As preferências dela já esquecidas, guardadas nas gavetas longe dos olhos e da poeira que cobria sua alma tão cansada de desiludir-se, restavam fatos coisas que seus olhos fotografavam, imagens que se repetiam nos sonhos cada dia mais raros.
Num despertar repentino olhou-se, viu que restava encanto, que seu corpo  abrigava calor, que seu caminhar ainda era uma dança, que a platéia  estava lá, era só a poeira do seu não fazer que a impediu de ver os que a olhavam, foi preciso alguém gritar, rubrar seu rosto para que se descobrisse flor recém desabrochada, explendida, desejada.
Esquecera as palavras mornas, ouvia o arder da platéia, mas não queria ser diva  bastava ser humana, entretanto carecia daquele calor, fazia frio há tanto tempo...
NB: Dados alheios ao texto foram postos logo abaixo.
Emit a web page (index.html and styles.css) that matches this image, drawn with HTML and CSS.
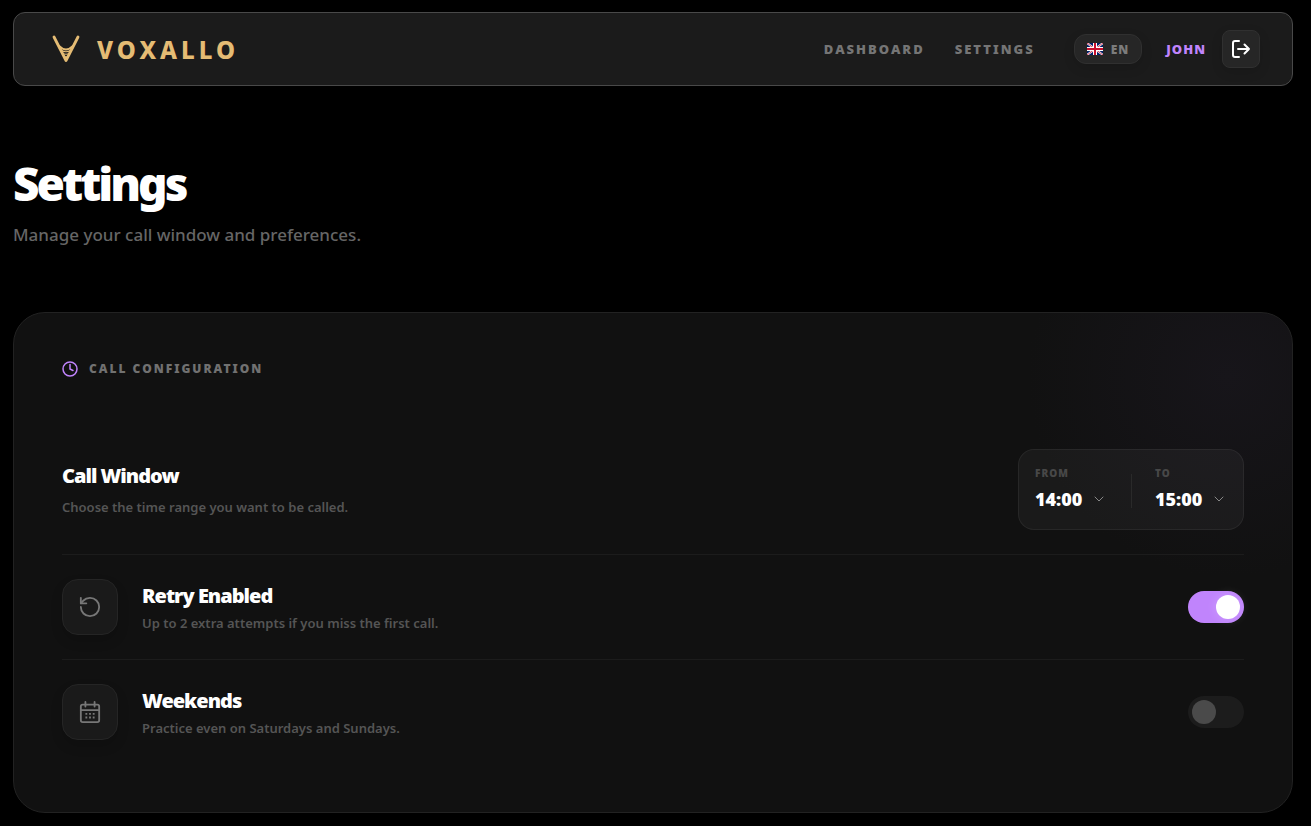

Seu cansaso com a espera, foi substituído por um desejo alucinado de ser  livre, Frida khalo com pincéis na mão, muitas Marias com poeira nos pés, e nada do que fosse dito poderia fazê-la retroceder. As palavras não eram mais sua busca, cansara-se de esperá-las.
Não haveriam naves para resgatá-la, nem cavaleiros empunhando espadas, seriam passos na estrada, caminho definido, mesmo com frio na barriga ela não olharia para trás, estava convencida e demorou tanto que seria um pecado retroceder.
Nas suas fases de Lua encontrava-se nova, alguns poderiam vê-la durante o dia brilhando, outros notariam sua ausência durante a noite, mas ela sabia que o momento é de seguir para a fase crescente, ir aos poucos mas sem paradas, as preferências agoram eram só suas.